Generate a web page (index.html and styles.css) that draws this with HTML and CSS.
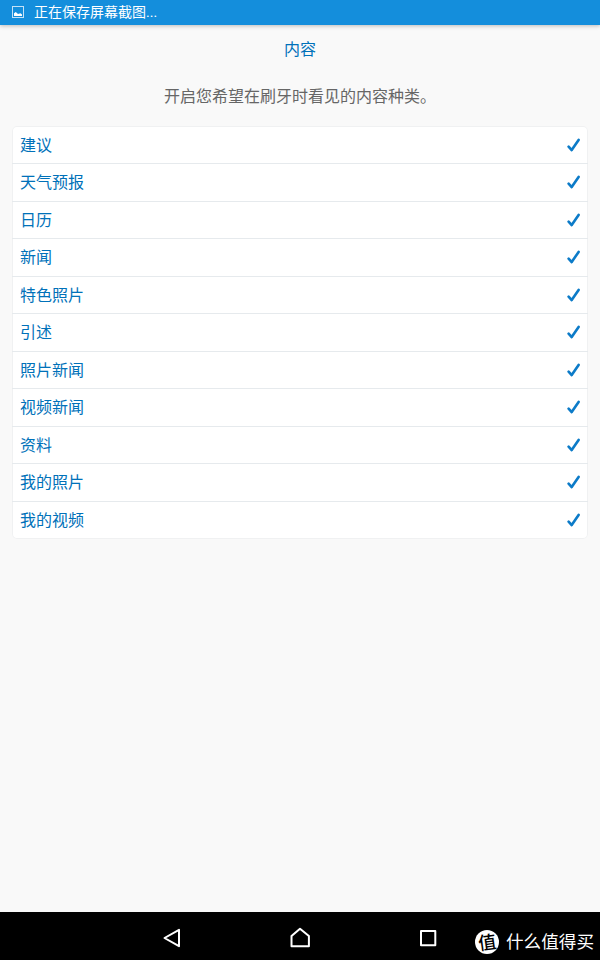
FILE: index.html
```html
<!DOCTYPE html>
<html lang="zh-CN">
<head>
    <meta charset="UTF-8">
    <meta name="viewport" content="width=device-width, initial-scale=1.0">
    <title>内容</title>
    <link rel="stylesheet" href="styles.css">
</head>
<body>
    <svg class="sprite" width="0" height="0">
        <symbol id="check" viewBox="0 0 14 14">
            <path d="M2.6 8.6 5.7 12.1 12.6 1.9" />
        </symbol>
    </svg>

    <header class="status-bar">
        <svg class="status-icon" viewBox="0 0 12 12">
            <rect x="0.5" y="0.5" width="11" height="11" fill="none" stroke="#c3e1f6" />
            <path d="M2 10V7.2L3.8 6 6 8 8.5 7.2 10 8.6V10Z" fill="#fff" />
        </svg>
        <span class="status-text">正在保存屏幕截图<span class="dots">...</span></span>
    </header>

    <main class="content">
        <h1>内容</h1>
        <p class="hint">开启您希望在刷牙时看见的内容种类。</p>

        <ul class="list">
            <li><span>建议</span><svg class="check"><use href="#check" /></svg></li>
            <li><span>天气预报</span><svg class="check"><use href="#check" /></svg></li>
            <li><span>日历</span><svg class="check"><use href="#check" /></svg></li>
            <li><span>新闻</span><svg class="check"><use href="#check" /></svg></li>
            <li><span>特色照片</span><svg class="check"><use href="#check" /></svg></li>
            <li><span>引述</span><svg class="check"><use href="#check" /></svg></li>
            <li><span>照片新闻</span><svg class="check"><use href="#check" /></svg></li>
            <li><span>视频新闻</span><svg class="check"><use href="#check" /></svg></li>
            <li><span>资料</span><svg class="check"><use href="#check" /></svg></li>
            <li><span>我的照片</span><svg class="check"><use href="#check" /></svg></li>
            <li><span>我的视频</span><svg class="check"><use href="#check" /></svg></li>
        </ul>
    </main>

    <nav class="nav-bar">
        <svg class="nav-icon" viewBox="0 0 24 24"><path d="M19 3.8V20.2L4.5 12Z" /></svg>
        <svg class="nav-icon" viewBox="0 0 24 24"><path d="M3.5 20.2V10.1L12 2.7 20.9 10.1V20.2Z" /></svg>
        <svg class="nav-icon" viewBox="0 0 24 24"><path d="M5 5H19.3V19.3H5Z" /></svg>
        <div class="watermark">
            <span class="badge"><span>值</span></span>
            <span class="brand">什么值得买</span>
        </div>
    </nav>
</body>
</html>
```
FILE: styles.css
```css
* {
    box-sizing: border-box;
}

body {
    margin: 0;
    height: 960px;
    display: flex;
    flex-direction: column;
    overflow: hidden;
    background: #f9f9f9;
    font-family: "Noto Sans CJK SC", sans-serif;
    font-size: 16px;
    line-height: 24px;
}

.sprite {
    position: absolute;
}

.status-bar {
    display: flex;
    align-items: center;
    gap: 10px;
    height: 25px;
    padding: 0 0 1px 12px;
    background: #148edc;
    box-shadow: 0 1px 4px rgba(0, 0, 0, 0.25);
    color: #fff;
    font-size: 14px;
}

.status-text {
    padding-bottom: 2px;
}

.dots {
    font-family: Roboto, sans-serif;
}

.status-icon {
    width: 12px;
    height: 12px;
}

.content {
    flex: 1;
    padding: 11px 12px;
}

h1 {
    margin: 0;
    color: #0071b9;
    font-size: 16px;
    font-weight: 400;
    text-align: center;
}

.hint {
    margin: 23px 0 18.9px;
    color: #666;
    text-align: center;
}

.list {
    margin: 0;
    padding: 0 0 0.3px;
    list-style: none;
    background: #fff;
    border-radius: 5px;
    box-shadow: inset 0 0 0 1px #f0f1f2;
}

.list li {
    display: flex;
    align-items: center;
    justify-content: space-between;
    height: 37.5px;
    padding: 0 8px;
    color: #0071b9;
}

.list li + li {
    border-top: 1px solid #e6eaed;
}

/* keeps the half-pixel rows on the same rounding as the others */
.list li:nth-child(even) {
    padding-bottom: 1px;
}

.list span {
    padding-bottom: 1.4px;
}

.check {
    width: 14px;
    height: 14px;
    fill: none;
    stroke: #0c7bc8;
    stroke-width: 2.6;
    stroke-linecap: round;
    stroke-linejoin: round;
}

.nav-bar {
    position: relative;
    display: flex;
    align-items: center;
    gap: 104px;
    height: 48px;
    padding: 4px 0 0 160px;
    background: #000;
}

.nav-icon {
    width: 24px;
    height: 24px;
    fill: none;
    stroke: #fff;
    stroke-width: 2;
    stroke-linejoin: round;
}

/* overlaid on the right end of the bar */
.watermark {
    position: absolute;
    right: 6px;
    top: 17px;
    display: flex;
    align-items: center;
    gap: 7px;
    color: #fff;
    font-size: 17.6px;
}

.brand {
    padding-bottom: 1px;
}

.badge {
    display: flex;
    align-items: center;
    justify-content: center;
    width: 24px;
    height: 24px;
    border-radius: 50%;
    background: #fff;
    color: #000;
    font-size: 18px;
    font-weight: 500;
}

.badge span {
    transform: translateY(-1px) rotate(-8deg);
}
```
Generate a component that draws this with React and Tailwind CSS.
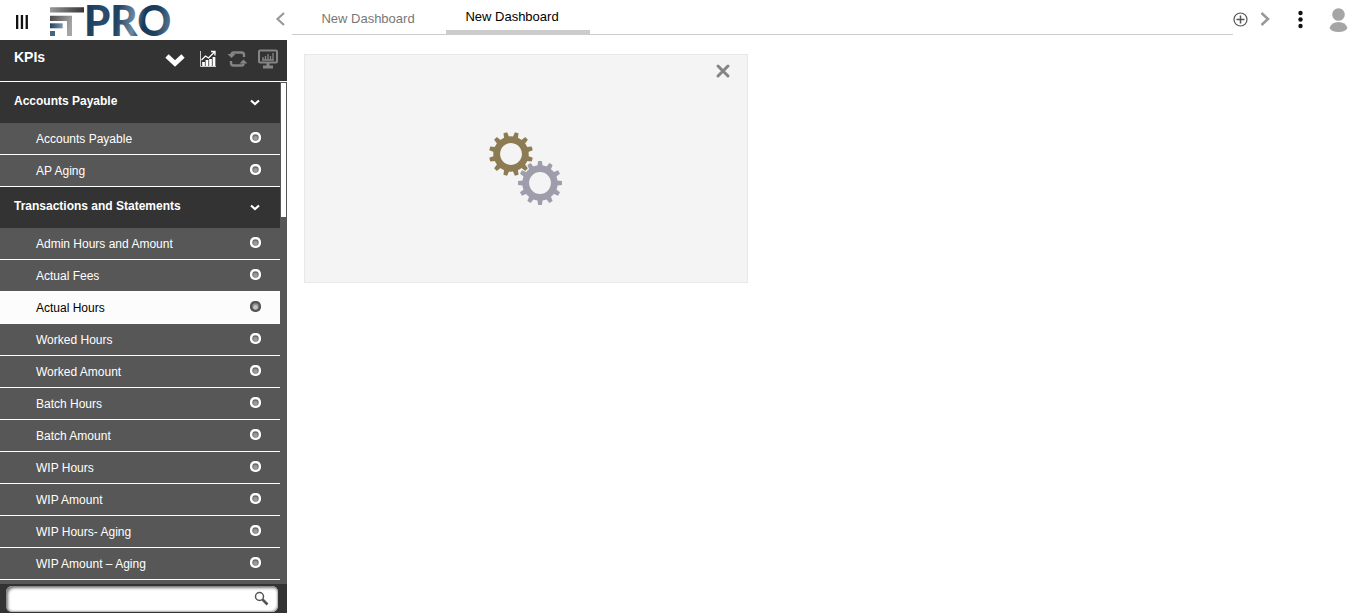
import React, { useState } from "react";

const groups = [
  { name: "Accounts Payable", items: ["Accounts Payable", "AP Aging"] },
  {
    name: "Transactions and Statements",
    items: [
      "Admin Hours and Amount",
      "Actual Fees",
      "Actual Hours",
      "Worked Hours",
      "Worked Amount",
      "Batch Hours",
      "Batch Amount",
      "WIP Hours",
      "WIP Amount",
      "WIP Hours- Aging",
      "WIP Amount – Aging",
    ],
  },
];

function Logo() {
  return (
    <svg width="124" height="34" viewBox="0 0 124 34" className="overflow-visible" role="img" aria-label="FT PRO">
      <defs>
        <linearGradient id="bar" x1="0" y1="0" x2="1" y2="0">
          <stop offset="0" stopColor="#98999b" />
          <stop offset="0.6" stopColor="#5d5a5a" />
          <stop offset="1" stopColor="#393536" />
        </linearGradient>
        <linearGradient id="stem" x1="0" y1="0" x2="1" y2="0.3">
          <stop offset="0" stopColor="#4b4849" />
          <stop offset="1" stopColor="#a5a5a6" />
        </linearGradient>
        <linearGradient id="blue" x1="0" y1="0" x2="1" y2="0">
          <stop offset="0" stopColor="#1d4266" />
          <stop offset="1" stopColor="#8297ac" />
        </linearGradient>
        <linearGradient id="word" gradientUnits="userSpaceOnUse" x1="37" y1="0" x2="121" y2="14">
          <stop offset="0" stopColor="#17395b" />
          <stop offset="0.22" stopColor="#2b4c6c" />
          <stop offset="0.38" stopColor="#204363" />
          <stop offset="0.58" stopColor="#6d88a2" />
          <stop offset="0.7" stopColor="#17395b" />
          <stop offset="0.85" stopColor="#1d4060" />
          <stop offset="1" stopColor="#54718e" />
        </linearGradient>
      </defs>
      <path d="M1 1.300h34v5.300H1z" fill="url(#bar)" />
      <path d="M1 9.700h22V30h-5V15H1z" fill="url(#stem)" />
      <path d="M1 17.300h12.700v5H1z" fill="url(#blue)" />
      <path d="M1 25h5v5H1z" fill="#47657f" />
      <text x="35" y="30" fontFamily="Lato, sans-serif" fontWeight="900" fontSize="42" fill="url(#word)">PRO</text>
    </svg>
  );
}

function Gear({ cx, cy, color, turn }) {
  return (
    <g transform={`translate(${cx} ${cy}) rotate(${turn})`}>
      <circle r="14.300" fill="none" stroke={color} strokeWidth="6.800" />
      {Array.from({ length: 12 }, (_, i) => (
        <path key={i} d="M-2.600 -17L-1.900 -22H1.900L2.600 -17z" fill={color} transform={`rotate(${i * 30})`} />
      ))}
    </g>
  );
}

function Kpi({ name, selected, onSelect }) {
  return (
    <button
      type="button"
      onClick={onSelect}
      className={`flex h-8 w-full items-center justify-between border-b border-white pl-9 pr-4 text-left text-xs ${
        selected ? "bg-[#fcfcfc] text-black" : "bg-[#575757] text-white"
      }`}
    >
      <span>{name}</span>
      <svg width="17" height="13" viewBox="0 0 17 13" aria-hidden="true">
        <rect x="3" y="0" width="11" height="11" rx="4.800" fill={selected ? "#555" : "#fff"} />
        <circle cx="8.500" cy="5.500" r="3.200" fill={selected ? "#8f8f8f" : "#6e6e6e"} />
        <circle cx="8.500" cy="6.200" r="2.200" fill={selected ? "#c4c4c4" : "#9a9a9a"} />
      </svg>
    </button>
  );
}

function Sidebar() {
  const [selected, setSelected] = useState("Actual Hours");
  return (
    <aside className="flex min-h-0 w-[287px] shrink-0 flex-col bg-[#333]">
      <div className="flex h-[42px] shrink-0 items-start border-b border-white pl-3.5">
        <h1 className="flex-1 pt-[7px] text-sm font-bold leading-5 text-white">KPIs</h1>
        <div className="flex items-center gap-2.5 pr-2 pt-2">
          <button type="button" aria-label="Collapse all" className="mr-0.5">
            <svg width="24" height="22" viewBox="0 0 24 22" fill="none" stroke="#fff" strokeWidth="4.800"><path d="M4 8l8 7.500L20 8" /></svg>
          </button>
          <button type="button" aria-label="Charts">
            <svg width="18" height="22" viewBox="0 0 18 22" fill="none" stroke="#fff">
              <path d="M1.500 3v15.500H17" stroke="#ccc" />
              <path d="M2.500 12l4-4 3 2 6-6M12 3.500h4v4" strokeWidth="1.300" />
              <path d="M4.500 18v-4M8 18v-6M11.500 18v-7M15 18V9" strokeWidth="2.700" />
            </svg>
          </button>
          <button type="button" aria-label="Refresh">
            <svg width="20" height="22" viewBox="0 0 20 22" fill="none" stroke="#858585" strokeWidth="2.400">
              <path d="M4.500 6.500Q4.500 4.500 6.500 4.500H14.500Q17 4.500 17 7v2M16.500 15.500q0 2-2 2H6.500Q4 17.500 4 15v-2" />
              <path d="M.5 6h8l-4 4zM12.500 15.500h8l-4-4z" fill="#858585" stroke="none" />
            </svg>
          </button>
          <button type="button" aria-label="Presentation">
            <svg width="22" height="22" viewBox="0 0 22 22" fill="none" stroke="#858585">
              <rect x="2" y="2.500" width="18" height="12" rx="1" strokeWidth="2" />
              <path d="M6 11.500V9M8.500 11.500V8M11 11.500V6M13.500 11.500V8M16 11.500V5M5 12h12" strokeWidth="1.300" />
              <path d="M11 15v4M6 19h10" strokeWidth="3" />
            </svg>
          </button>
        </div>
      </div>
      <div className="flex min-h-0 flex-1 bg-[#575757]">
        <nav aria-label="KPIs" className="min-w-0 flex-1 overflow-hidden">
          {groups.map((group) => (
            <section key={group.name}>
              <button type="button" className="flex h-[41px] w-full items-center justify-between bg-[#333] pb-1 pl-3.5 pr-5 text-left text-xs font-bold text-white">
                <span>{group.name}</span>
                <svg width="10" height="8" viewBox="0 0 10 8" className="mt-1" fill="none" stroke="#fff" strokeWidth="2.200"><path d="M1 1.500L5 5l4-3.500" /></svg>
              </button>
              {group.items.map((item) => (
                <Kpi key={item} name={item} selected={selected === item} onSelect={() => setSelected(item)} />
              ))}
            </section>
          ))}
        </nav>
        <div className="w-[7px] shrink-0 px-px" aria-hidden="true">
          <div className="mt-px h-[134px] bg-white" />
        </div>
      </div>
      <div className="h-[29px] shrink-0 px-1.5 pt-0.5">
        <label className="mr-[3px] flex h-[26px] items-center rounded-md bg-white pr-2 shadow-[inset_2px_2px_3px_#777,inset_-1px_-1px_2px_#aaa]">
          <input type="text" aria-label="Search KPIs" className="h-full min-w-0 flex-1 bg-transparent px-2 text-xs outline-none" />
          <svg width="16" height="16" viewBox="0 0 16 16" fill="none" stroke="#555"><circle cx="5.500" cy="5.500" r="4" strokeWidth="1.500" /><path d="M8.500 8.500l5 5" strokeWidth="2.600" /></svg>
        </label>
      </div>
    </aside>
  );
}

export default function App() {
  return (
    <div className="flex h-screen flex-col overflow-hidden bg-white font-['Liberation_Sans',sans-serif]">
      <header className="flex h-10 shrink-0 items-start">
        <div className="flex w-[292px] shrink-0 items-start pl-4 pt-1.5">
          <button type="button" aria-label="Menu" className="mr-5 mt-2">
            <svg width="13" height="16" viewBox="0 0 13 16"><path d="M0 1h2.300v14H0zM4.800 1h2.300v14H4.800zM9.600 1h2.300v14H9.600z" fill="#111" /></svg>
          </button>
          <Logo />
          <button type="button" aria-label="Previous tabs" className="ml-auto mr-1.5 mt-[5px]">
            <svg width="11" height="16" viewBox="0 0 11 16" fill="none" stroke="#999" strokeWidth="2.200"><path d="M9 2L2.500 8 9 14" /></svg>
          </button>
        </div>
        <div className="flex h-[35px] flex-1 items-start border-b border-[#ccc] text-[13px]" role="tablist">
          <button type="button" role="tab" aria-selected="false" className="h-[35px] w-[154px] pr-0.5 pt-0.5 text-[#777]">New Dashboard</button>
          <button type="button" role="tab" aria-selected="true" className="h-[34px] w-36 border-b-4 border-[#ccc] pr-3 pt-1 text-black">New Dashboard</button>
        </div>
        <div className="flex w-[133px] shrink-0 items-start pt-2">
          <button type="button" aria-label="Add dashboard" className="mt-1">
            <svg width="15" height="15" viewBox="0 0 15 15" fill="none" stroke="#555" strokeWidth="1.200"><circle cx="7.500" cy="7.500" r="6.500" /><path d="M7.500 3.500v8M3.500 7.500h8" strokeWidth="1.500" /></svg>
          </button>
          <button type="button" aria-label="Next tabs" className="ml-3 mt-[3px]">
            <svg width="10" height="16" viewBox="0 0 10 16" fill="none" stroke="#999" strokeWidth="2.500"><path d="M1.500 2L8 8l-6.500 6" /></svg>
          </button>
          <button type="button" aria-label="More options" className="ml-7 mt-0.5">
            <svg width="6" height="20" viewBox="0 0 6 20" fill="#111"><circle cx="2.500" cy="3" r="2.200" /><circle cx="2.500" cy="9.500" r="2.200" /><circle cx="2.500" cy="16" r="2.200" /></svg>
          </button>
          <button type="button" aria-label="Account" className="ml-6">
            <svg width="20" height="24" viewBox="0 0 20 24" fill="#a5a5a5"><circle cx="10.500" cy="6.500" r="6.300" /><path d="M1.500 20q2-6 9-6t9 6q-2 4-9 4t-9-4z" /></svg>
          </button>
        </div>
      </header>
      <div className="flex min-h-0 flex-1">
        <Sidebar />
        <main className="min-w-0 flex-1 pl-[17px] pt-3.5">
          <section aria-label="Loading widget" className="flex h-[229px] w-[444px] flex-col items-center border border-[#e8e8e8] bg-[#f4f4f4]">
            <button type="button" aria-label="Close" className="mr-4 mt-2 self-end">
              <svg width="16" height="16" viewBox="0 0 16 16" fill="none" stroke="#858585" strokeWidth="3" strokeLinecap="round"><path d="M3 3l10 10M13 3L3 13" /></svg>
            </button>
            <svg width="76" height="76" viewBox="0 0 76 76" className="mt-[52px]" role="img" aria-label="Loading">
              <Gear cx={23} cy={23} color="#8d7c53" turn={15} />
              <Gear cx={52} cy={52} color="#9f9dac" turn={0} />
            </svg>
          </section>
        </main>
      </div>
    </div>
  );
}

What to work on
Scan the data above; copy every line where "styles" appears.

Written response
Generate a web page (index.html and styles.css) that draws this with HTML and CSS.
    <link rel="stylesheet" href="styles.css">
FILE: styles.css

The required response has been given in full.